Individualisation du rapport salarial
Un constat global, en lien avec cette évolution : l’individualisation du rapport salarial. Les impacts des stratégies de gestion transnationales des entreprises ont eu des impacts directs sur les modes de régulation et la conflictualité du travail. Les modes d’encadrement juridique des relations du travail actuellement à l’œuvre, au Québec comme dans la plupart des pays industrialisés, tendent de plus en plus vers une caducité de fait qui les rend inopérants face aux nouvelles figures de la conflictualité du travail. Le travail s’est transformé, mais le droit du travail n’a pas suivi. La figure autrefois dominante du conflit du travail n’a plus la même réalité dans les milieux du travail actuels. La généralisation du « modèle californien » (ou « japonais ») fondé sur l’individualisation de la relation d’emploi est telle que, dans l’ensemble des organisations, la conflictualité à changé de nature. Le conflit du travail a laissé place à une conflictualité nouvelle, caractérisé par la multiplication des conflits individuels et dans laquelle l’action collective est de facto disqualifiée, l’employé est seul face à l’organisation et ses RH désormais omnipotentes. Résultat : un déséquilibre structurel du rapport salarial, comparable à celui du capitalisme industriel paupérisateur du 19e siècle.

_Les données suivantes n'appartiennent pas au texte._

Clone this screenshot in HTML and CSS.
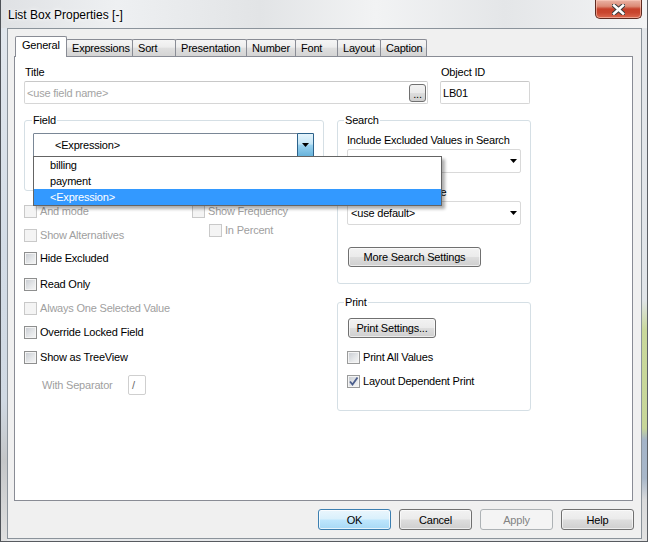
FILE: index.html
```html
<!DOCTYPE html>
<html>
<head>
<meta charset="utf-8">
<title>List Box Properties</title>
<link rel="stylesheet" href="styles.css">
</head>
<body>
<div class="window">
  <div class="titlebar">
    <span class="title">List Box Properties [-]</span>
    <div class="close">
      <svg width="13" height="11" viewBox="0 0 13 11">
        <path d="M2 1.5 L11 9.5 M11 1.5 L2 9.5" stroke="#3b3b3b" stroke-width="4.6" stroke-linecap="square" fill="none"/>
        <path d="M2 1.5 L11 9.5 M11 1.5 L2 9.5" stroke="#ffffff" stroke-width="2.6" stroke-linecap="square" fill="none"/>
      </svg>
    </div>
  </div>
  <div class="client">
    <div class="tabs">
      <div class="tab sel">General</div>
      <div class="tab">Expressions</div>
      <div class="tab">Sort</div>
      <div class="tab">Presentation</div>
      <div class="tab">Number</div>
      <div class="tab">Font</div>
      <div class="tab">Layout</div>
      <div class="tab">Caption</div>
    </div>
    <div class="panel">
      <div class="toprow">
        <div class="title-block">
          <div class="label">Title</div>
          <div class="textbox">
            <span class="placeholder">&lt;use field name&gt;</span>
            <div class="dots">...</div>
          </div>
        </div>
        <div class="objid-block">
          <div class="label">Object ID</div>
          <div class="textbox">LB01</div>
        </div>
      </div>
      <div class="columns">
        <div class="col-left">
          <fieldset class="group field-group">
            <legend>Field</legend>
            <div class="combo field-combo">
              <span class="combo-text">&lt;Expression&gt;</span>
              <div class="combo-btn">
                <svg width="7" height="4" viewBox="0 0 7 4"><path d="M0 0 H7 L3.5 4 Z" fill="#000"/></svg>
              </div>
              <div class="droplist">
                <div class="item">billing</div>
                <div class="item">payment</div>
                <div class="item hl">&lt;Expression&gt;</div>
              </div>
            </div>
          </fieldset>
          <div class="pair">
            <div class="pair-left">
              <div class="check dis"><span class="box"></span>And mode</div>
              <div class="check dis"><span class="box"></span>Show Alternatives</div>
            </div>
            <div class="pair-right">
              <div class="check dis"><span class="box"></span>Show Frequency</div>
              <div class="check dis sub"><span class="box"></span>In Percent</div>
            </div>
          </div>
          <div class="check up1"><span class="box"></span>Hide Excluded</div>
          <div class="check down2"><span class="box"></span>Read Only</div>
          <div class="check dis"><span class="box"></span>Always One Selected Value</div>
          <div class="check"><span class="box"></span>Override Locked Field</div>
          <div class="check down1"><span class="box"></span>Show as TreeView</div>
          <div class="sep-row">
            <span class="sep-label">With Separator</span>
            <div class="sep-input">/</div>
          </div>
        </div>
        <div class="col-right">
          <fieldset class="group search-group">
            <legend>Search</legend>
            <div class="label-s">Include Excluded Values in Search</div>
            <div class="combo s-combo">
              <span class="combo-text">&lt;use default&gt;</span>
              <svg class="arrow" width="7" height="4" viewBox="0 0 7 4"><path d="M0 0 H7 L3.5 4 Z" fill="#000"/></svg>
            </div>
            <div class="label-s second">Default Search Mode</div>
            <div class="combo s-combo">
              <span class="combo-text">&lt;use default&gt;</span>
              <svg class="arrow" width="7" height="4" viewBox="0 0 7 4"><path d="M0 0 H7 L3.5 4 Z" fill="#000"/></svg>
            </div>
            <div class="btn more-btn">More Search Settings</div>
          </fieldset>
          <fieldset class="group print-group">
            <legend>Print</legend>
            <div class="btn print-btn">Print Settings...</div>
            <div class="check first"><span class="box"></span>Print All Values</div>
            <div class="check"><span class="box checked">
              <svg width="11" height="11" viewBox="0 0 11 11"><path d="M2 5.5 L4.5 8.5 L9.5 1.5" stroke="#4a5d8c" stroke-width="1.8" fill="none"/></svg>
            </span>Layout Dependent Print</div>
          </fieldset>
        </div>
      </div>
    </div>
    <div class="buttons">
      <div class="btn dlg default">OK</div>
      <div class="btn dlg">Cancel</div>
      <div class="btn dlg disabled">Apply</div>
      <div class="btn dlg">Help</div>
    </div>
  </div>
</div>
</body>
</html>
```

FILE: styles.css
```css
* { box-sizing: border-box; }
html, body { margin: 0; padding: 0; }
body {
  width: 648px;
  height: 542px;
  overflow: hidden;
  font-family: "Liberation Sans", Arial, sans-serif;
  font-size: 11px;
  letter-spacing: -0.2px;
  color: #000;
  background: #e8ebee;
}
.window {
  width: 648px;
  height: 542px;
  display: flex;
  flex-direction: column;
  border-left: 1px solid #4e5258;
  border-right: 1px solid #5c6066;
  border-bottom: 1px solid #585b60;
  background:
    linear-gradient(90deg, #dfe1e4 0, #eef0f2 18%, #e2e4e6 40%, #f2f3f4 58%, #e4e6e8 78%, #f3f4f5 100%) top / 100% 28px no-repeat,
    linear-gradient(180deg, #e4e7ea 0, #e0e4e8 300px, #c9d89b 330px, #c7d699 428px, #a4b4c8 440px, #a8b7c9 478px, #d9dadb 500px, #e2e2e2 100%) right / 6px 100% no-repeat,
    linear-gradient(180deg, #e3e8ee 0, #d3dce6 250px, #d0d9e3 400px, #c4c6c8 460px, #e0e0e0 100%) left / 6px 100% no-repeat,
    #e6e8ea;
}
.titlebar {
  height: 28px;
  display: flex;
  justify-content: space-between;
  align-items: flex-start;
}
.title {
  margin-left: 7px;
  margin-top: 1px;
  line-height: 28px;
  font-size: 12px;
  letter-spacing: 0;
  color: #000;
  text-shadow: 0 0 6px #fff, 0 0 3px #fff;
}
.close {
  width: 47px;
  height: 19px;
  margin-right: 5px;
  border: 1px solid #5e2a20;
  border-top: none;
  border-radius: 0 0 5px 5px;
  background: linear-gradient(180deg, #eab4a5 0, #dc8b76 35%, #c6412a 50%, #c9462e 70%, #db6a50 100%);
  box-shadow: inset 0 0 0 1px rgba(255, 210, 195, 0.55);
  display: flex;
  align-items: center;
  justify-content: center;
}
.client {
  height: 511px;
  margin: 0 5px 0 6px;
  border: 1px solid #8b939b;
  background: #f0f0f0;
  display: flex;
  flex-direction: column;
}
.tabs {
  display: flex;
  align-items: flex-end;
  height: 20px;
  margin: 7px 0 0 7px;
  position: relative;
  z-index: 1;
}
.tab {
  height: 17px;
  line-height: 16px;
  padding-left: 5px;
  margin-left: -1px;
  border: 1px solid #898c95;
  border-bottom: none;
  border-radius: 2px 2px 0 0;
  background: linear-gradient(180deg, #f5f5f5 0, #ededed 45%, #dfdfdf 50%, #d4d4d4 100%);
  white-space: nowrap;
}
.tab.sel {
  height: 21px;
  line-height: 17px;
  margin-left: 0;
  margin-bottom: -1px;
  background: #fff;
  position: relative;
  z-index: 2;
  padding-left: 6px;
}
.tab:nth-child(1) { width: 52px; }
.tab:nth-child(2) { width: 67px; }
.tab:nth-child(3) { width: 44px; }
.tab:nth-child(4) { width: 72px; }
.tab:nth-child(5) { width: 50px; }
.tab:nth-child(6) { width: 43px; }
.tab:nth-child(7) { width: 44px; }
.tab:nth-child(8) { width: 47px; }

.panel {
  height: 445px;
  margin: 0 8px 0 6px;
  border: 1px solid #898c95;
  background: #fff;
  padding: 8px 0 0 9px;
}
.toprow {
  display: flex;
  gap: 12px;
}
.title-block { width: 404px; }
.objid-block { width: 90px; }
.label {
  height: 13px;
  line-height: 14px;
  padding-left: 1px;
  margin-bottom: 3px;
}
.textbox {
  height: 23px;
  border: 1px solid #d6d6d6;
  border-top-color: #c8c8c8;
  border-radius: 2px;
  background: #fff;
  display: flex;
  align-items: center;
  padding-left: 2px;
}
.placeholder { color: #a3a3a3; }
.dots {
  width: 17px;
  height: 18px;
  margin-left: auto;
  margin-right: 1px;
  border: 1px solid #707070;
  border-radius: 3px;
  background: linear-gradient(180deg, #f2f2f2 0, #ebebeb 48%, #dddddd 52%, #cfcfcf 100%);
  line-height: 18px;
  text-align: center;
  font-size: 11px;
}
.columns {
  display: flex;
  gap: 13px;
  margin-top: 10px;
}
.col-left { width: 300px; }
.col-right { width: 194px; }
.group {
  margin: 0;
  border: 1px solid #d5dfe5;
  border-radius: 3px;
  min-width: 0;
}
.group legend {
  padding: 0 1px;
  line-height: 13px;
  font-size: 11px;
}
.field-group {
  width: 300px;
  padding: 6px 9px 33px 8px;
}
.field-group legend { margin-left: -1px; }
.combo {
  height: 24px;
  border: 1px solid #d9d9d9;
  border-radius: 2px;
  background: #fff;
  display: flex;
  align-items: center;
  position: relative;
}
.field-combo {
  border-color: #7a8796;
  border-radius: 1px;
}
.field-combo .combo-text { padding-left: 21px; }
.combo-btn {
  margin-left: auto;
  width: 17px;
  height: 24px;
  margin-top: -1px;
  margin-bottom: -1px;
  margin-right: -1px;
  border: 1px solid #2c628b;
  border-radius: 1px;
  background: linear-gradient(180deg, #e5f4fc 0, #c4e5f6 45%, #98d1ef 52%, #68b3db 100%);
  display: flex;
  align-items: center;
  justify-content: center;
}
.droplist {
  position: absolute;
  top: 100%;
  left: -1px;
  width: 409px;
  border: 1px solid #646464;
  background: #fff;
  box-shadow: 3px 3px 3px rgba(0, 0, 0, 0.32);
  z-index: 5;
}
.item {
  height: 16px;
  line-height: 17px;
  padding-left: 16px;
}
.item.hl {
  background: #3399ff;
  color: #fff;
}
.pair {
  display: flex;
  margin-top: 8px;
}
.pair-left { width: 168px; }
.check {
  display: flex;
  align-items: center;
  height: 24px;
  white-space: nowrap;
}
.check.dis { color: #a0a0a0; }
.check.sub {
  height: 14px;
  margin-left: 17px;
}
.check.up1 { margin-top: -1px; }
.check.down2 { margin-top: 2px; }
.check.down1 { margin-top: 1px; }
.box {
  width: 13px;
  height: 13px;
  margin-right: 3px;
  flex: none;
  border: 1px solid #8e8f8f;
  background: linear-gradient(135deg, #c6cad0 0, #e6e8ea 60%, #f6f6f6 100%);
  box-shadow: inset 0 0 0 1px #f4f4f4;
  display: flex;
  align-items: center;
  justify-content: center;
}
.check.dis .box {
  border-color: #c9c9c9;
  background: #f4f4f4;
  box-shadow: none;
}
.box.checked svg { display: block; }
.sep-row {
  display: flex;
  align-items: center;
  height: 21px;
  margin-top: 5px;
}
.sep-label {
  color: #a0a0a0;
  margin-left: 18px;
  width: 86px;
}
.sep-input {
  width: 18px;
  height: 20px;
  border: 1px solid #cfcfcf;
  border-radius: 2px;
  background: #fff;
  color: #6a6a6a;
  line-height: 18px;
  padding-left: 3px;
}
.search-group {
  width: 194px;
  padding: 6px 9px 16px 9px;
}
.search-group legend, .print-group legend { margin-left: -3px; }
.label-s {
  height: 13px;
  line-height: 14px;
  white-space: nowrap;
}
.label-s.second { margin-top: 12px; }
.s-combo { margin-top: 3px; }
.s-combo .combo-text { padding-left: 3px; }
.s-combo .arrow {
  margin-left: auto;
  margin-right: 3px;
}
.btn {
  height: 20px;
  border: 1px solid #707070;
  border-radius: 3px;
  background: linear-gradient(180deg, #f2f2f2 0, #ebebeb 48%, #dddddd 52%, #cfcfcf 100%);
  box-shadow: inset 0 0 0 1px rgba(255, 255, 255, 0.6);
  display: flex;
  align-items: center;
  justify-content: center;
  white-space: nowrap;
}
.more-btn {
  width: 133px;
  margin: 22px 0 0 1px;
}
.print-group {
  width: 194px;
  margin-top: 12px;
  padding: 9px 9px 17px 9px;
}
.print-btn {
  width: 88px;
  margin-left: 1px;
}
.print-group .check.first { margin-top: 7px; }
.print-group .box {
  border-color: #9a9b9b;
}
.buttons {
  display: flex;
  justify-content: flex-end;
  gap: 8px;
  margin-top: 8px;
  padding-right: 7px;
}
.btn.dlg {
  width: 73px;
  height: 21px;
}
.btn.default {
  border-color: #3c7fb1;
  background: linear-gradient(180deg, #eaf6fd 0, #d9f0fc 48%, #bee6fd 52%, #a7d9f5 100%);
  box-shadow: inset 0 0 0 1px rgba(255, 255, 255, 0.7);
}
.btn.disabled {
  border-color: #adb2b5;
  background: #f4f4f4;
  color: #838383;
  box-shadow: none;
}
```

Les deux visages du «capitalisme mondialisé»
La division internationale du travail contemporaine présente une réalité amplement documentée. À l’échelle de la planète, le capitalisme industriel exerce une hégémonie quasi exclusive, au point d’y avoir éradiqué toute forme de production locale, artisanale ou ancienne (Inde, Brésil, Mexique, etc.). Un mode d’organisation du travail y est omniprésent : le taylorisme, dans ses formes les plus aliénantes. Alors même que dans nos sociétés du Nord, les discours des entreprises, le plus souvent portés par des instituts de recherche auto-institués, ne cessent de louer les nouvelles formes épanouissantes du travail, par l’avènement d’un capitalisme à la mesure de l’individu, une flexicurité bien comprise et, surtout, des formes d’emploi adaptées : emplois temporaire, à temps partiel, sur-appel, autonome, indépendants, à distance, etc. Toutes formes d’emplois dits atypiques, mais qui couvrent la plus grande partie des secteurs d’activité et dont le couple moteur est actionné par :
- la déqualification, manifeste dans les espaces mêmes du travail
- la précarité du travail dont les conséquences se traduisent d’abord la multiplication des inégalités sociales et la mise en marge de composantes de plus en plus larges de nos sociétés… du savoir.